Der Senat läßt offen, ob die Tat bereits durch die Betriebsprüfung bei der GmbH durch ein möglicherweise für die Kläger nicht zuständiges FA entdeckt war (vgl. hierzu das Urteil des Bundesgerichtshofs -- BGH -- vom 13. Mai 1987 3 StR 37/87, Steuerrechtsprechung in Karteiform -- StRK --, Abgabenordnung, § 371, Rechtsspruch 16, Ziff. 2 der Gründe; Engelhardt, a.a.O., § 371 Tz. 248, 250, und Koch/Scholtz, Abgabenordnung, Kommentar, 4. Aufl., § 371 Tz. 34/1). Denn jedenfalls hat hier das FA als für die Besteuerung der GmbH wie der Kläger zuständige Behörde aufgrund der ihm übermittelten Prüfungs ergebnisse Kenntnis von der Steuerverkürzung erlangt, bevor die Kläger die Einkommensteuererklärungen für 1986 und 1987 abgegeben haben. Daß der "Täter" von der Entdeckung der Tat wußte (§ 1 Abs. 3 Nr. 3 StrbEG), steht aufgrund der Teilnahme des Klägers bzw. seiner Prozeßbevollmächtigten an der Außenprüfung außer Frage.

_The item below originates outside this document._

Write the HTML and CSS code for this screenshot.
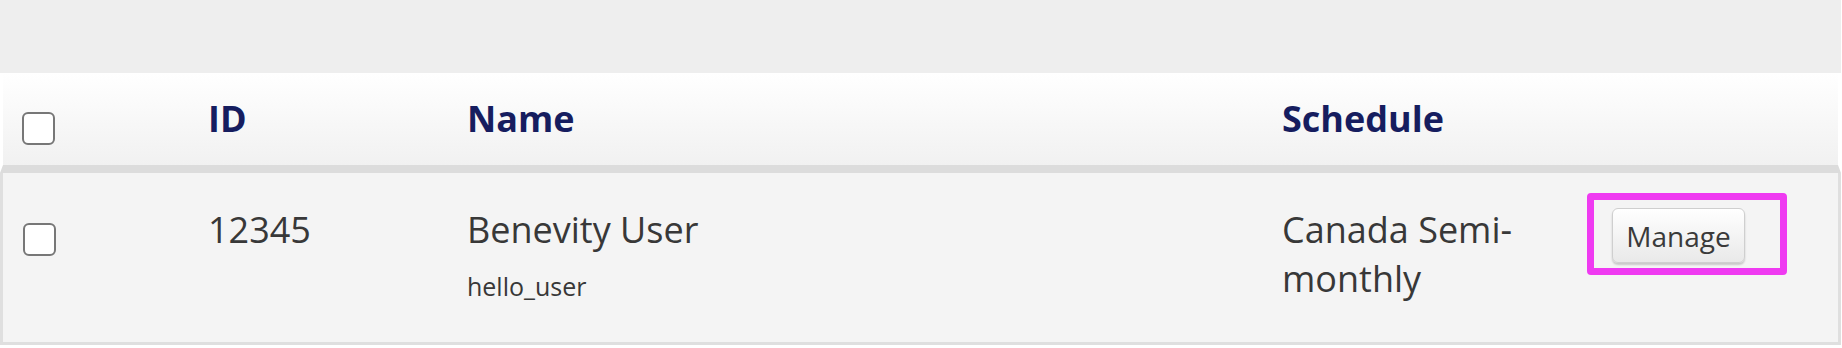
FILE: index.html
```html
<!DOCTYPE html>
<html lang="en">
<head>
<meta charset="utf-8">
<title>Users</title>
<link rel="stylesheet" href="styles.css">
</head>
<body>
<div class="toolbar"></div>
<div class="table">
  <div class="grid head">
    <div class="cell cb-cell"><span class="checkbox"></span></div>
    <div class="cell th">ID</div>
    <div class="cell th">Name</div>
    <div class="cell th">Schedule</div>
    <div class="cell"></div>
  </div>
  <div class="grid row">
    <div class="cell cb-cell"><span class="checkbox"></span></div>
    <div class="cell td">12345</div>
    <div class="cell td">
      <div>Benevity User</div>
      <div class="sub">hello_user</div>
    </div>
    <div class="cell td sched">Canada Semi-monthly</div>
    <div class="cell act">
      <span class="highlight"><button class="btn" type="button">Manage</button></span>
    </div>
  </div>
</div>
</body>
</html>
```
FILE: styles.css
```css
html, body {
  margin: 0;
  padding: 0;
  background: #ffffff;
}
body {
  font-family: "Open Sans", "Liberation Sans", sans-serif;
  color: #383838;
  width: 1842px;
}
.toolbar {
  height: 73px;
  background: #eeeeee;
  margin-right: 1px;
}
.grid {
  display: grid;
  grid-template-columns: 205px 259px 815px 304px 1fr;
  align-items: start;
  box-sizing: border-box;
  width: 1841px;
}
.head {
  height: 100px;
  border-left: 3px solid transparent;
  border-right: 3px solid transparent;
  border-bottom: 8px solid #dcdcdc;
  background: linear-gradient(#ffffff, #f1f1f1);
  background-clip: padding-box;
}
.head .cb-cell {
  padding-top: 39px;
  padding-left: 19px;
}
.th {
  padding-top: 21px;
  font-size: 36px;
  line-height: 49px;
  font-weight: 700;
  color: #161d5f;
}
.row {
  height: 172px;
  background: #f4f4f4;
  border-left: 3px solid #dfdfdf;
  border-right: 3px solid #dfdfdf;
  border-bottom: 3px solid #dfdfdf;
}
.row .cb-cell {
  padding-top: 50px;
  padding-left: 20px;
}
.checkbox {
  display: block;
  width: 33px;
  height: 33px;
  box-sizing: border-box;
  border: 2px solid #777777;
  border-radius: 6px;
  background: #ffffff;
}
.td {
  padding-top: 32px;
  font-size: 36px;
  line-height: 49px;
}
.sub {
  margin-top: 15px;
  font-size: 25px;
  line-height: 34px;
}
.sched {
  padding-right: 20px;
}
.act {
  padding-top: 20px;
  padding-left: 1px;
}
.highlight {
  display: inline-block;
  border: 7px solid #ef3af1;
  border-radius: 4px;
  padding: 8px 35px 5px 18px;
}
.btn {
  display: block;
  width: 133px;
  height: 55px;
  padding: 0;
  box-sizing: border-box;
  font-family: "Open Sans", "Liberation Sans", sans-serif;
  font-size: 28px;
  color: #3a3a3a;
  background: linear-gradient(#ffffff, #e9e9e9);
  border: 1px solid #cfcfcf;
  border-radius: 6px;
  box-shadow: 0 2px 2px rgba(0, 0, 0, 0.18);
}
```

Auch die Rüge einer Verletzung des § 2 Abs. 2 StrbEG geht fehl. Hiernach ist die Finanzbehörde gehalten, bei Abgabe zutreffender Steuererklärungen nur "für Veranlagungszeiträume ab 1987" eine angemessene Frist für die Abgabe steuerbefreiender Erklärungen für "Veranlagungszeiträume ab 1986" zu setzen. Die Voraussetzungen dieser Vorschrift sind im vorliegenden Fall schon nach dem eigenen Vorbringen der Klägerin nicht erfüllt, da sie -- wie alle Beteiligten -- von der Abgabe zutreffender Steuererklärungen für 1986 und 1987 ausgeht. Infolgedessen kamen hier allein die Tatbestände von § 1 Abs. 1 i.V.m. § 2 Abs. 1 StrbEG in Betracht, die aber wegen des Ausschlußgrundes des § 1 Abs. 3 Nr. 3 StrbEG, wie ausgeführt, nicht gegeben sind.
Soweit die Klägerin in der Besteuerung der verdeckten Gewinnausschüttung einen Verstoß gegen den Gleichheitssatz sieht, da sie schlechter behandelt werde als Steuerpflichtige, die über § 2 Abs. 2 StrbEG Straf- und Steuerfreiheit erlangen könnten, verkennt sie schon, daß aus dieser Fristbestimmung keine Schlüsse auf den Anwendungsbereich des hier vorliegenden Ausschlußtatbestands des § 1 Abs. 3 Nr. 3 StrbEG gezogen werden können. Im übrigen braucht der Senat nicht zu prüfen, ob die Regelung des § 2 StrbEG mit dem GG in Einklang steht. Dies folgt aus den Gründen im Senatsurteil in BFHE 156, 543, BStBl II 1989, 836 und der Entscheidung des Bundesverfassungsgerichts vom 27. Juni 1991 2 BvL 3/89 (BStBl II 1991, 652), worauf zur Vermeidung von Wiederholungen verwiesen wird.
Gemäß § 107 FGO war der Tenor des FG- Urteils insoweit von Amts wegen zu berichtigen, als er zu Unrecht den bereits verstorbenen Kläger als Prozeßbeteiligten benennt (BFH-Beschluß vom 20. Januar 1988 IX R 155/83, BFH/NV 1990, 104).